With this decomposition, we can rewrite the hessian as follows. \[\begin{align} \mathbf{H} &= \frac{\partial^2}{\partial \theta^2}\ell(\theta) = \frac{\partial}{\partial \theta} \frac{\partial}{\partial \theta}\ell(\theta) \\ &= \frac{\partial}{\partial \theta} \frac{\partial}{\partial f} \ell_f(f(\theta)) \frac{\partial}{\partial \theta} f \\ &= \frac{\partial}{\partial \theta} \delta_\ell \cdot_{n, d}\mathbf{J}_\theta \\ \end{align} \] \(\mathbf{J}_\theta \in \mathbb{R}^{ n \times d\times |\theta|}\) is the network Jacobian, i.e. the matrix of partial derivatives of each output dimension with respect to the parameters, and \(\delta_\ell \in \mathbb{R}^{n \times d}\) denotes the derivative of the loss with respect to the network outputs. Finally, we use the magical einstein notation operator \(\cdot_{n, d}\) to indicate that we multiplying together and then summing all of the entries in the \(n\times d\) output dimensions.

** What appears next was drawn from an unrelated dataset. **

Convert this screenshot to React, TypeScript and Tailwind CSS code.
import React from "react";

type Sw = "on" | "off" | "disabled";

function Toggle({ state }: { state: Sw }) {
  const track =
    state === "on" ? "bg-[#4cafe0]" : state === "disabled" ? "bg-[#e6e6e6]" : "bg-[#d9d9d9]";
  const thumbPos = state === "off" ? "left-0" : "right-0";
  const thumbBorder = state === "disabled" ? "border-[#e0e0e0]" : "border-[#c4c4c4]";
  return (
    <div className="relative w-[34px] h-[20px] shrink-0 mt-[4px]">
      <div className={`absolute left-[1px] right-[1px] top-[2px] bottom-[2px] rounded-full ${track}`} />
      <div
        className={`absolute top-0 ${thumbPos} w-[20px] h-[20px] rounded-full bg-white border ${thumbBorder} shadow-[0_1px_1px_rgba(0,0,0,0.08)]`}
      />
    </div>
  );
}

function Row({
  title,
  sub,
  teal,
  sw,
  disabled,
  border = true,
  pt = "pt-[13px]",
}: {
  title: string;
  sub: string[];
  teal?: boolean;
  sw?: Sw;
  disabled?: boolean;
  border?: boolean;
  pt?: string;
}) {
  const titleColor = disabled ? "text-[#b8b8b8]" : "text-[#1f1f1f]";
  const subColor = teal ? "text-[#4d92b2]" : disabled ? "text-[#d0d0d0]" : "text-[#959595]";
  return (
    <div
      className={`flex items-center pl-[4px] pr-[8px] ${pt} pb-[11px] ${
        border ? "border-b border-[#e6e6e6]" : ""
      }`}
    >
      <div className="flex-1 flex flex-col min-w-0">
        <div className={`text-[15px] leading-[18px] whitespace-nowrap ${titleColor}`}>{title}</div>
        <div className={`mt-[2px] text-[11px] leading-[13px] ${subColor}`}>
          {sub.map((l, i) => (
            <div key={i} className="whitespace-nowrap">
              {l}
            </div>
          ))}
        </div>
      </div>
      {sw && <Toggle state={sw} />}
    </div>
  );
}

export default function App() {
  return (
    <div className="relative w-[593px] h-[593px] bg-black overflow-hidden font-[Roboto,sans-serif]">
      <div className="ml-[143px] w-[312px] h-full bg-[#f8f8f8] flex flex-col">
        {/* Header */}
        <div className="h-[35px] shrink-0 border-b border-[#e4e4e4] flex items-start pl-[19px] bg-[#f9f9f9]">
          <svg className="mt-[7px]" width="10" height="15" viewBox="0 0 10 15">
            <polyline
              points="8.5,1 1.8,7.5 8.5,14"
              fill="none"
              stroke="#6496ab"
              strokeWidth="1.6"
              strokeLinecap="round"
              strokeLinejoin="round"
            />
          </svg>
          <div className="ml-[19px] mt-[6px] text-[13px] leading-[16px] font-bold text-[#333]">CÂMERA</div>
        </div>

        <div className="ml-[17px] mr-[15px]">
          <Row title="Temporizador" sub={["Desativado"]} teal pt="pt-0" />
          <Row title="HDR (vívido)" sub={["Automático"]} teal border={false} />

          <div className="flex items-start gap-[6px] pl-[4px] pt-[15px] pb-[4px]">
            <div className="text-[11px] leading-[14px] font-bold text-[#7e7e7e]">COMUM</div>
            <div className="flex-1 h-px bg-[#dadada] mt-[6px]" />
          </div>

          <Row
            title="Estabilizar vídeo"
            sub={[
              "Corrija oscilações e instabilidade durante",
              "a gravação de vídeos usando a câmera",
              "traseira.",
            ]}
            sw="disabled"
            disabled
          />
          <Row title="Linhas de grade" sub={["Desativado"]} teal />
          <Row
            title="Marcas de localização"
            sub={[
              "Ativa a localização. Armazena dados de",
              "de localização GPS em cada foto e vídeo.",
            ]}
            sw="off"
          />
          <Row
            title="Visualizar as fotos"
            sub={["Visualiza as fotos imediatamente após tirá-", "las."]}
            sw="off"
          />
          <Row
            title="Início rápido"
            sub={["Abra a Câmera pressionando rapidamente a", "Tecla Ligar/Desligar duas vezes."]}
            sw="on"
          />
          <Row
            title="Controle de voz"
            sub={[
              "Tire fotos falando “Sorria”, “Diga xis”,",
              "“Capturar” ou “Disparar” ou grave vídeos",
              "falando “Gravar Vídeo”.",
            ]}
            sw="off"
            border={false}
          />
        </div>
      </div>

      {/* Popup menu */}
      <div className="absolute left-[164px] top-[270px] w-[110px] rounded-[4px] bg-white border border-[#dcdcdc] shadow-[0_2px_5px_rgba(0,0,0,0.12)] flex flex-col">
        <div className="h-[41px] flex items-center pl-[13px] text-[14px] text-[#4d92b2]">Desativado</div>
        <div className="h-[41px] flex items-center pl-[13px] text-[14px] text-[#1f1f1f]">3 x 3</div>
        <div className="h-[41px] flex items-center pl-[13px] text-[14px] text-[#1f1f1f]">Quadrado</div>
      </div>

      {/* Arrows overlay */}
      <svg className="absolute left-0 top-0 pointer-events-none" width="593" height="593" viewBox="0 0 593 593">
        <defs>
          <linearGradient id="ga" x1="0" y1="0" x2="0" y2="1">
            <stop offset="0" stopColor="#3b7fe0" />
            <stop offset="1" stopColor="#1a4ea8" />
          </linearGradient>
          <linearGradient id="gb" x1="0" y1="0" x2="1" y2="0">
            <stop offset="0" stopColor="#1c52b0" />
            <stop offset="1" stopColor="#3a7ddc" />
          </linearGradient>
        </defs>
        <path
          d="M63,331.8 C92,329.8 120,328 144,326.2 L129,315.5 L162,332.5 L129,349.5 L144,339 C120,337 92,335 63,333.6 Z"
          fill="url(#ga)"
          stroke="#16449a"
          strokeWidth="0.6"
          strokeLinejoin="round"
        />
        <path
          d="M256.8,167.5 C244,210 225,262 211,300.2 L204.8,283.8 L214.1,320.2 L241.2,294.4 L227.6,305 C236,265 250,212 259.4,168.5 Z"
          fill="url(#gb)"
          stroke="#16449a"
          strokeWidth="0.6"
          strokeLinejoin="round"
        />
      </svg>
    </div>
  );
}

\[ \begin{align} \frac{\partial}{\partial \theta} (\delta_\ell \cdot_{n,d}\mathbf{J}_\theta) &= (\frac{\partial}{\partial \theta} \delta_\ell) \cdot_{n,d}\mathbf{J}_\theta + \delta_\ell \cdot_{n,d} \frac{\partial}{\partial \theta} \mathbf{J}_\theta \end{align} \] a non-controversial application of the chain rule gives \[ = \frac{\partial }{\partial \theta}\frac{\partial \ell}{\partial f}\delta_\ell \cdot_{n,d} \mathbf{J}_\theta + \delta_\ell \cdot \mathbf{H}_\theta \] which we can then decompose by noting that \(\frac{\partial}{\partial \theta} = \frac{\partial}{\partial f}\partial{f}{\partial \theta}\)

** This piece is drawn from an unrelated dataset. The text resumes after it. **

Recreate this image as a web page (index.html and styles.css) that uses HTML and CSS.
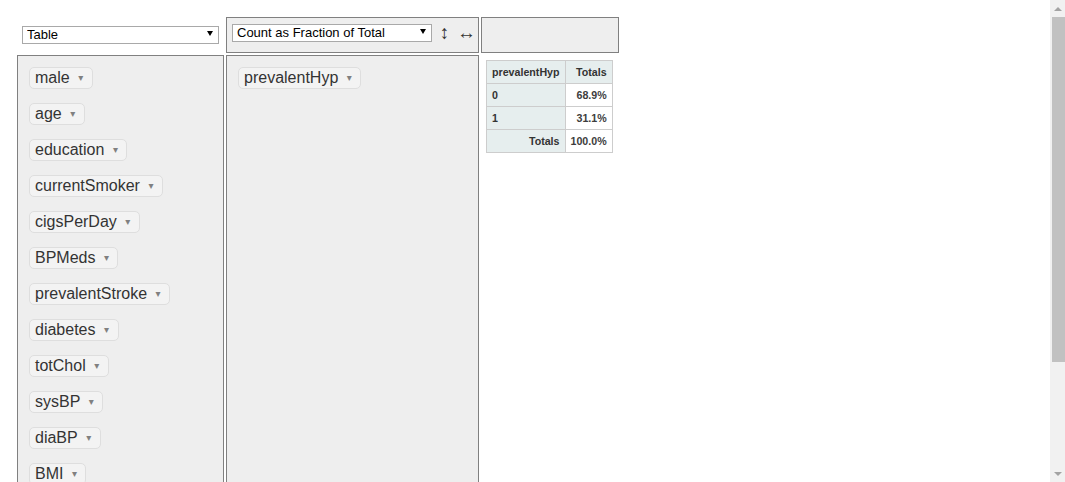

\[ = \frac{\partial}{\partial f}\frac{\partial f}{\partial \theta}\frac{\partial \ell}{\partial f}\cdot_{n,d} \mathbf{J}_\theta + \delta_\ell \cdot \mathbf{H}_\theta \] since for “nice” functions, you’re allowed to swap the order of the derivative operators, we liberally do so to obtain \[ = \frac{\partial f}{\partial \theta}\frac{\partial}{\partial f}\frac{\partial \ell}{\partial f}\cdot_{n,d} \mathbf{J}_\theta + \delta_\ell \cdot \mathbf{H}_\theta \] And now we just note that \(\frac{\partial {f}}{\partial \theta}\) is exactly the Jacobian \(\mathbf{J}_\theta\), and \(\frac{\partial^2}{\partial \theta^2} = \mathbf{H}_{f}\) to get the final decomposition \[ =\mathbf{J}_\theta \cdot_{n,d} \mathbf{H}_f \cdot_{n,d} \mathbf{J}_\theta + \delta_\ell \cdot \mathbf{H}_\theta \; . \]

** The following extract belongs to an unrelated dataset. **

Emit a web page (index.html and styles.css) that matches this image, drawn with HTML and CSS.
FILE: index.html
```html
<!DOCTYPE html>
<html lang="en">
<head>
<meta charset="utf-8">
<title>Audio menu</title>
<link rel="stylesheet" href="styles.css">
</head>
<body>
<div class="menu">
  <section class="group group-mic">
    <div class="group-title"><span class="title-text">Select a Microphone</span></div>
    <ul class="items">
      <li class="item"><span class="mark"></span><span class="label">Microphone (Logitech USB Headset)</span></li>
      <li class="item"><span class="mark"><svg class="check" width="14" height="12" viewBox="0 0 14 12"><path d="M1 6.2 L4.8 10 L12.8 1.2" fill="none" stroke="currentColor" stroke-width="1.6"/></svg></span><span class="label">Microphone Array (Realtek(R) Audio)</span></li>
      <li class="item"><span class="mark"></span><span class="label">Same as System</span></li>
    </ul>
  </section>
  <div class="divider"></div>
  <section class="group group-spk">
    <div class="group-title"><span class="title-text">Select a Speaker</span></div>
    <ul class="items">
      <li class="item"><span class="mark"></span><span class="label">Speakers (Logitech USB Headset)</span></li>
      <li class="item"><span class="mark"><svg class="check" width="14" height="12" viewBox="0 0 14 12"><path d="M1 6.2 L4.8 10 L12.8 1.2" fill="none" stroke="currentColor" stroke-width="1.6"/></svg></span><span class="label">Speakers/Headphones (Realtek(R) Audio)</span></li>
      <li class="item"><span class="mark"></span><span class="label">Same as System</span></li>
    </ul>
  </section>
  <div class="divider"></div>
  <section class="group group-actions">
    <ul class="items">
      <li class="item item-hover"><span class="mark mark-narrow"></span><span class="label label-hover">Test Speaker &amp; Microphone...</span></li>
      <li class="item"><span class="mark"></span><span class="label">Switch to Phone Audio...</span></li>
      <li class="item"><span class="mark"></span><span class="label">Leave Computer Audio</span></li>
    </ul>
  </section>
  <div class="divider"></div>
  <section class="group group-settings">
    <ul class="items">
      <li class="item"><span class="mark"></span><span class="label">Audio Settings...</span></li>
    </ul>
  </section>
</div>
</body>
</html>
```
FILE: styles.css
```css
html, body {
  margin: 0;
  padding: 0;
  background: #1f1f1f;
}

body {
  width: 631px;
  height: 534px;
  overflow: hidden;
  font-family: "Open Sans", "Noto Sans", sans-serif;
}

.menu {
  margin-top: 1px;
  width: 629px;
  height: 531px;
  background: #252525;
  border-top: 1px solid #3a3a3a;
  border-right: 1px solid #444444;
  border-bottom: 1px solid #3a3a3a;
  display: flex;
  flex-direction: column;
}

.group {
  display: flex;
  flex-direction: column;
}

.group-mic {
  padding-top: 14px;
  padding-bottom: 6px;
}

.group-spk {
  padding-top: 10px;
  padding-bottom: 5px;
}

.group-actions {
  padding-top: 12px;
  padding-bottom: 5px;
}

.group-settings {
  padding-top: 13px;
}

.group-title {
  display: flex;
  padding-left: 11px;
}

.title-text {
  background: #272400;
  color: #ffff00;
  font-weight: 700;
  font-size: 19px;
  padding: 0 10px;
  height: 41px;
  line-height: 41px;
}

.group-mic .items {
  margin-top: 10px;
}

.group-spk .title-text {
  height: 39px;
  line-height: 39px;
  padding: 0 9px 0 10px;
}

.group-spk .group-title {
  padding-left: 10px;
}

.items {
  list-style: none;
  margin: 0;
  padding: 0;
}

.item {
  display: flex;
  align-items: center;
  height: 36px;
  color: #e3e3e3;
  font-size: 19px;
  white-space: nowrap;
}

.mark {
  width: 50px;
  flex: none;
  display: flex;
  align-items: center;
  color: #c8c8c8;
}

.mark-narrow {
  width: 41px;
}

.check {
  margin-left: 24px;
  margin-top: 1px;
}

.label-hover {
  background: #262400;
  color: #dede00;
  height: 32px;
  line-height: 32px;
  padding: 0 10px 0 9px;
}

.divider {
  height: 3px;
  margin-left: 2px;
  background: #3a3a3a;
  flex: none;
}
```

So we have decomposed the Hessian into two terms. The first of these, containing the \(\mathbf{H}_f\) term is positive semi-definite and (comparatively) easy to compute as it doesn’t contain any second derivatives with respect to network parameters. The second matrix, by contrast, requires computing the network output Hessian with respect to parameters \(\mathbf{H}_\theta\), and has the impudence to also contain negative eigenvalues.


Tthe two components of our Hessian decomposition exhibit varying degrees of “fitting convex optimization experts’ ideas of what a loss landscape should look like” and “being possible to physically compute on modern computers”. Much like Elphaba, the unnamed matrix which isn’t the Gauss-Newton matrix is frequently overlooked and misunderstood despite playing an integral role in the training dynamics of… Oz (there are limits to how far one can take a metaphor relating popular culture to second-order optimization methods, unfortunately).

The first matrix is also known as the Gauss-Newton matrix, and has a lot of interesting connections to information geometry via the Fisher information matrix, which I might write up as an addendum to this blog post at some point. Much like Elphaba to Galinda, the second matrix is powerful and misunderstood – while it is inconvenient for convex approximations of the local loss landscape, it contains all of the non-convexity of the neural network and is essentially describing the feature-learning component of the dynamics. As the field is beginning to learn, feature learning is actually quite an important component of neural network training.

So that about wraps up this post, which turned into a bit of a scattered collection of observations about first and second derivatives. I hope it was vaguely useful to give some intuition of why a lot of approximate second-order methods end up computing an outer product of gradients instead of the second derivative; perhaps one day in the future I’ll come back to this and write an actually rigorous version of the derivation.